A Needed Conversation: More Listeners, Fewer Talkers

Posted: June 6, 2015 in Uncategorized

A national conversation on LGBT issues is in progress across the country. But it’s the kind of conversation a person from Appalachia would have with a corporate lawyer in New York, or one between a student in southern California and a homeless youth in Chicago. We all speak in different languages and define the terms we use differently. Such disconnect invariably leads to misunderstanding and a true disbelief of one toward the other’s position.

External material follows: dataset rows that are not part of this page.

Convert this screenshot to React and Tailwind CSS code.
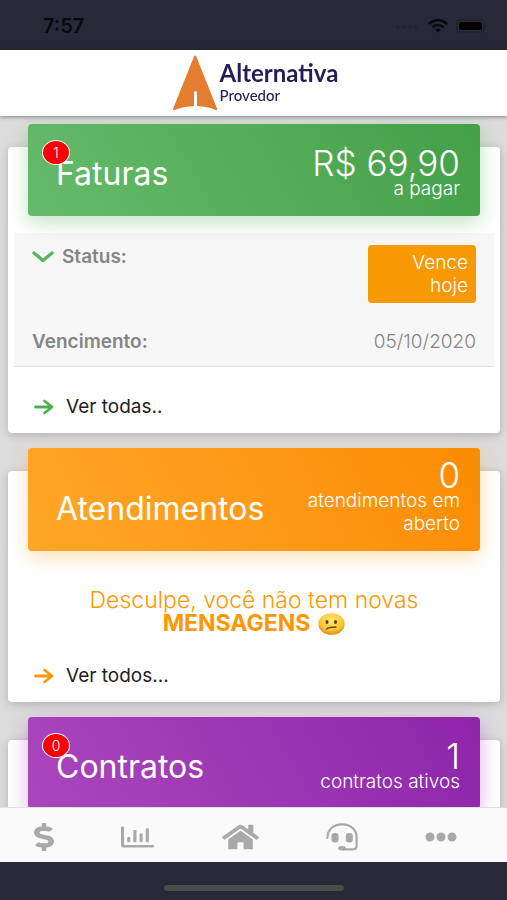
import { FaDollarSign, FaEllipsisH, FaHome, FaRegChartBar } from "react-icons/fa"

const NAV = [
  { label: "Faturas",      Icon: FaDollarSign,  size: "w-5 h-7" },
  { label: "Consumo",      Icon: FaRegChartBar, size: "w-[33px] h-7" },
  { label: "Início",       Icon: FaHome,        size: "w-[37px] h-7" },
  { label: "Atendimento",  Icon: HeadsetIcon,   size: "w-8 h-7" },
  { label: "Mais",         Icon: FaEllipsisH,   size: "w-8 h-8" },
]

const TONES = {
  green:  "bg-linear-60 from-[#66bb6a] to-[#43a047] shadow-[0_6px_20px_rgba(76,175,80,0.35)]",
  orange: "bg-linear-60 from-[#ffa726] to-[#fb8c00] shadow-[0_6px_20px_rgba(255,152,0,0.3)]",
  purple: "bg-linear-60 from-[#ab47bc] to-[#8e24aa] shadow-[0_6px_20px_rgba(156,39,176,0.35)]",
}

function HeadsetIcon(props) {
  return (
    <svg viewBox="0 0 32 28" fill="none" stroke="currentColor" strokeWidth="2.2" strokeLinecap="round" {...props}>
      <path d="M1.400 15C1.400 6.500 7.500 1.400 16 1.400S30.600 6.500 30.600 14.500V22.500c0 2.500-1 3.800-3.600 3.800H17"/>
      <ellipse cx="16" cy="25.200" rx="3.800" ry="2.200" fill="currentColor" stroke="none"/>
      <rect x="5.500" y="10" width="7" height="9.500" rx="3" fill="currentColor" stroke="none"/>
      <rect x="19.800" y="10" width="7" height="9.500" rx="3" fill="currentColor" stroke="none"/>
    </svg>
  )
}

function StatusBar() {
  return (
    <div className="h-[50px] flex-none flex items-center justify-between bg-[#282938] pl-[43px] pr-5 pt-0.5 text-[#08080f]">
      <span className="text-xl font-semibold">7:57</span>
      <div className="flex items-center gap-2">
        <svg className="w-6 h-1.5" viewBox="0 0 24 6" fill="#20212d">
          <circle cx="2" cy="4" r="1.5"/>
          <circle cx="8" cy="4" r="1.5"/>
          <circle cx="14" cy="4" r="1.5"/>
          <circle cx="20" cy="4" r="1.5"/>
        </svg>
        <svg className="w-5 h-3.5" viewBox="0 0 20 14" fill="none" stroke="currentColor" strokeWidth="2.6">
          <path d="M1 5.2C6-.1 14-.1 19 5.2"/>
          <path d="M4.4 8.4c3.2-3.2 8-3.2 11.2 0"/>
          <path d="M7 10.6c1.8-1.6 4.200-1.6 6 0L10 13.400z" fill="currentColor" stroke="none"/>
        </svg>
        <svg className="w-[31px] h-3.5" viewBox="0 0 31 14">
          <rect x="1" y="1" width="27" height="12" rx="4" fill="none" stroke="#1d1e29" strokeWidth="1.200"/>
          <rect x="3" y="3" width="23" height="8" rx="2.500" fill="#000"/>
          <path d="M29 5c1.500.500 1.500 3.500 0 4z" fill="#1d1e29"/>
        </svg>
      </div>
    </div>
  )
}

function Logo() {
  return (
    <div className="flex items-center gap-[3px] pl-1 text-[#241d56]">
      <svg className="w-11 h-14" viewBox="0 0 44 56" fill="#e47d30">
        <path d="M21 1.500c.8-1.300 1.700-1.300 2.300 0L44 53.500c.4 1.300-.2 1.900-1.500 1.400-5.500-2.300-11-3.500-18.500-3.900V36.500h-3V51C13.500 51.400 7.500 52.600 1.800 55 .4 55.500-.3 54.700.2 53.400z"/>
      </svg>
      <div className="flex flex-col font-[Lato,sans-serif]">
        <span className="text-2xl leading-6 font-bold">Alternativa</span>
        <span className="text-[15px] leading-5 font-medium">Provedor</span>
      </div>
    </div>
  )
}

function Badge({ children }) {
  return (
    <span className="absolute left-3.5 top-4 w-7 h-[25px] rounded-[50%] border border-white bg-[#fb0006] flex items-center justify-center text-sm font-light">
      {children}
    </span>
  )
}

function Card({ tone, title, value, caption, badge, children }) {
  return (
    <section className="rounded-sm bg-white shadow-[0_2px_10px_rgba(0,0,0,0.2)]">
      <div className="px-5">
        <header className={`relative -top-[23px] -mb-[23px] min-h-[92px] rounded-sm flex items-end justify-between pl-7 pr-5 pt-[13px] pb-4 text-white ${TONES[tone]}`}>
          <h2 className="mb-2 text-[32px] leading-9">{title}</h2>
          {badge && <Badge>{badge}</Badge>}
          <p className="w-[170px] flex flex-col text-right font-light">
            <span className="text-[35px] leading-7">{value}</span>
            <span className="text-[19px] leading-[23px]">{caption}</span>
          </p>
        </header>
      </div>
      {children}
    </section>
  )
}

function MoreLink({ color, children }) {
  return (
    <a href="#" className="flex items-center gap-3 px-[26px] text-[19px] leading-6 text-[#222]">
      <svg className={`w-5 h-4 ${color}`} viewBox="0 0 20 16" fill="none" stroke="currentColor" strokeWidth="2.800" strokeLinecap="round" strokeLinejoin="round">
        <path d="M1.500 8h16M10.500 2l7.500 6-7.500 6"/>
      </svg>
      {children}
    </a>
  )
}

function ConfusedFace() {
  return (
    <svg className="inline-block w-[27px] h-[22px] ml-2 align-[-4px]" viewBox="0 0 27 22" role="img" aria-label="confuso">
      <defs>
        <radialGradient id="face" cx="50%" cy="35%" r="65%">
          <stop offset="0" stopColor="#ffea72"/>
          <stop offset="0.650" stopColor="#f9c835"/>
          <stop offset="1" stopColor="#df9016"/>
        </radialGradient>
      </defs>
      <ellipse cx="13.500" cy="11" rx="13.200" ry="10.800" fill="url(#face)"/>
      <ellipse cx="9" cy="9" rx="1.500" ry="1.900" fill="#5e3c0c"/>
      <ellipse cx="17.500" cy="9" rx="1.500" ry="1.900" fill="#5e3c0c"/>
      <path d="M8.500 16c2.500-1.800 5.500-1.900 9.500-2" fill="none" stroke="#6b430c" strokeWidth="1.300" strokeLinecap="round"/>
    </svg>
  )
}

export default function App() {
  return (
    <div className="h-screen flex flex-col bg-[#282938] font-[Inter,sans-serif]">
      <StatusBar/>

      <header className="relative z-10 h-[66px] flex-none flex items-center justify-center bg-white shadow-[0_1px_4px_rgba(0,0,0,0.4)]">
        <Logo/>
      </header>

      <main className="flex-1 min-h-0 overflow-y-auto [scrollbar-width:none] bg-[#dcdcdc] pl-2 pr-[7px] pt-[31px] flex flex-col gap-[38px]">
        <Card tone="green" title="Faturas" value="R$ 69,90" caption="a pagar" badge="1">
          <dl className="mx-1.5 mt-[17px] px-[18px] py-3 border-b border-[#e2e2e2] bg-[#f7f7f7] text-[19px] leading-6 text-[#858585]">
            <div className="flex items-start justify-between">
              <dt className="flex items-center gap-2 font-semibold">
                <button type="button" aria-label="Recolher">
                  <svg className="w-[22px] h-3" viewBox="0 0 22 12" fill="none" stroke="#5cb460" strokeWidth="3.400" strokeLinecap="round" strokeLinejoin="round">
                    <path d="M2 2l9 7.500L20 2"/>
                  </svg>
                </button>
                Status:
              </dt>
              <dd className="w-[108px] rounded-sm bg-[#f89903] pl-8 pr-2 py-1.5 text-right font-light leading-[23px] text-white">Vence hoje</dd>
            </div>
            <div className="flex items-center justify-between pt-[27px]">
              <dt className="font-semibold">Vencimento:</dt>
              <dd className="font-light">05/10/2020</dd>
            </div>
          </dl>
          <div className="pt-7 pb-[14px]">
            <MoreLink color="text-[#4caf50]">Ver todas..</MoreLink>
          </div>
        </Card>

        <Card tone="orange" title="Atendimentos" value="0" caption="atendimentos em aberto">
          <p className="pt-[38px] px-12 text-center text-[23px] leading-[23px] font-light text-[#ff9800]">
            Desculpe, você não tem novas <strong className="font-bold">MENSAGENS</strong>
            <ConfusedFace/>
          </p>
          <div className="pt-[29px] pb-[14px]">
            <MoreLink color="text-[#ff9800]">Ver todos...</MoreLink>
          </div>
        </Card>

        <Card tone="purple" title="Contratos" value="1" caption="contratos ativos" badge="0">
          <div className="h-24"/>
        </Card>
      </main>

      <nav className="relative z-10 h-[55px] flex-none flex items-center justify-between bg-[#fafafa] border-t border-[#dedede] pl-[34px] pr-[50px] pt-1 text-[#a9a9a9]">
        {NAV.map(({ label, Icon, size }) => (
          <button key={label} type="button" aria-label={label}>
            <Icon className={size} preserveAspectRatio="none"/>
          </button>
        ))}
      </nav>

      <div className="h-[38px] flex-none flex items-center justify-center pt-3.5">
        <div className="w-[180px] h-1.5 rounded-full bg-[#4b4c4d]"/>
      </div>
    </div>
  )
}
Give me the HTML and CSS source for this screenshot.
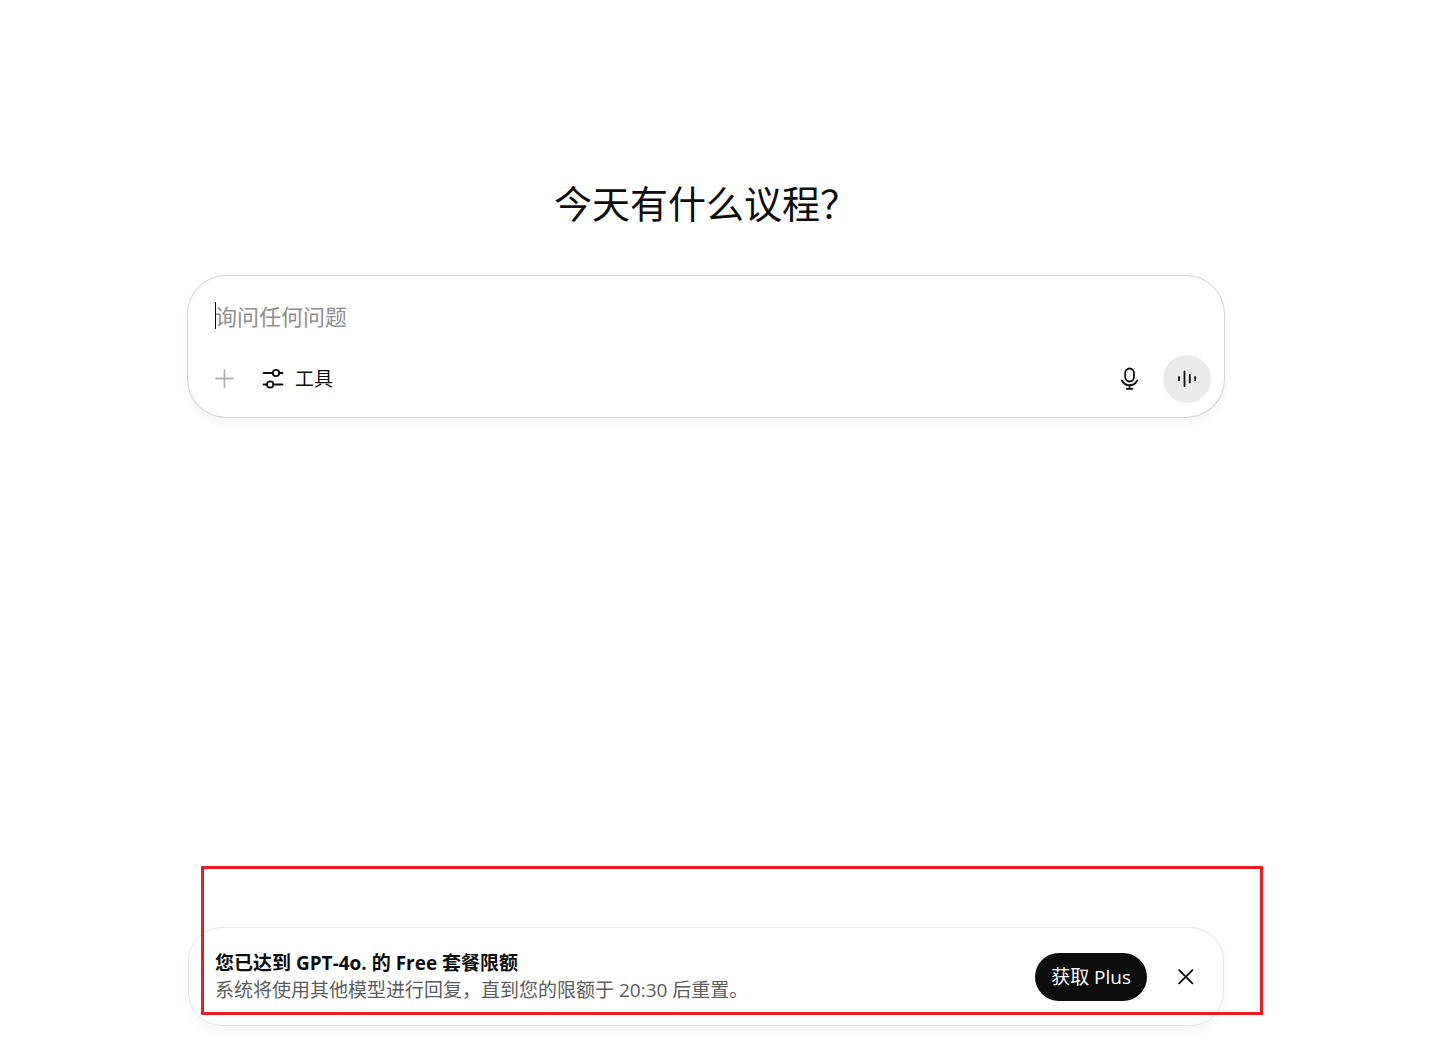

This divide is most apparent in the current debate about the freedom to choose the object of one’s love. Dissonance in understanding becomes obvious when a person who is strongly opposed to the kind of love that would lead someone to desire marriage with the one they love who happens to be of the same sex, begins putting forth an argument to support their position, but has no idea what the person in favor of gay marriage feels or thinks or truly believes. Based upon his own presuppositions as well as his tenets of faith, he assumes certain things about the other person, things that may or may not be true. Often, these assumed “truths” are not verified, and even when they are, these beliefs are put down, dismissed, or otherwise discredited. This may be, and often is, true of both sides of a conversation on any LGBTQ issue.

The need is not just to have a conversation. The need is to listen actively and seek to explore with integrity the other’s position, to rid one’s self of one’s own position long enough to get inside the other paradigm. But therein lies the problem. It is extremely difficult to replace one conceptual world by another, even if it is only long enough to seek true understanding. To enter another paradigm is nothing short of a metamorphosis and will not happen unless it is driven by people who are agents of change.

The process for change has already been set in motion. The world of 2015 is not the world of 1965. A half century has brought many changes and deeper understanding about the world and life in it. The conversation about same-sex relationships, in all their forms, will not simply return to 1965, much less just go away. Change is inevitable. Engagement is required to shape understanding for today and moving forward.

This conversation cannot allow the natural human resistance to change lessen the passion for change. Awareness is the first step. When people become aware of the issues, even though there is resistance, a germ of possibility has been planted and life-giving reality will emerge. When the limitations and distortions produced by what has been inherited and what is socially and religiously conditioned are challenged, perceptions of reality have been suspended in an unstable state. This unsettledness opens the possibility for different voices to be heard.

I believe this is where we are in our conversations around LGBT issues. Nationally there are two sides facing each other. In the middle is confusion as each side is speaking a different language each of which is rooted in a different paradigm and therefore the communication is not clear. Until we can all speak both languages we will continue to face off against one another rather than link arms in mutual catre to nurture each other.

This is analogues to my language-learning experiences in Southeast Asia. I discovered that I had to use an entirely different Indonesian word for rice depending upon the state it was in: growing in the field (padi), harvested grains (bras), or cooked (nasi). One of these words cannot be substituted for another. In fact, one might be totally misunderstood if they tried such substitution, at least it would be confusing. Imagine someone saying that the farmer had completed planting his cooked rice. The meaning may eventually become clear, but it would take a little time. In the meantime muderstanding would be muddled. Is the farmer coming in from his field, or sitting down to dinner?

As we work together in our conversations about LGBT issues, we need to define our terms carefully and fully. We need to be willing to clear our minds and listen, really listen. As we listen we must not be thinking about what our next statement is going to be, or how wrong the other person’s position is, but rather we must think about what is being said and be ready to ask questions to ferrite out what the other is thinking and not questions to ask to prove them wrong. This might entail the etimology of terms and their historical useage, the motivation of the participants, the context of the conversation, etc. It will require more than a few minutes of talking. Rather it will involve a commitment to a continuing dialogue.

Only when communication is open and honest and people are transparent and vulnerable with each other will there be progress in mutual understanding. And, yes, paradigm shifts will take place and truth will be illuminated.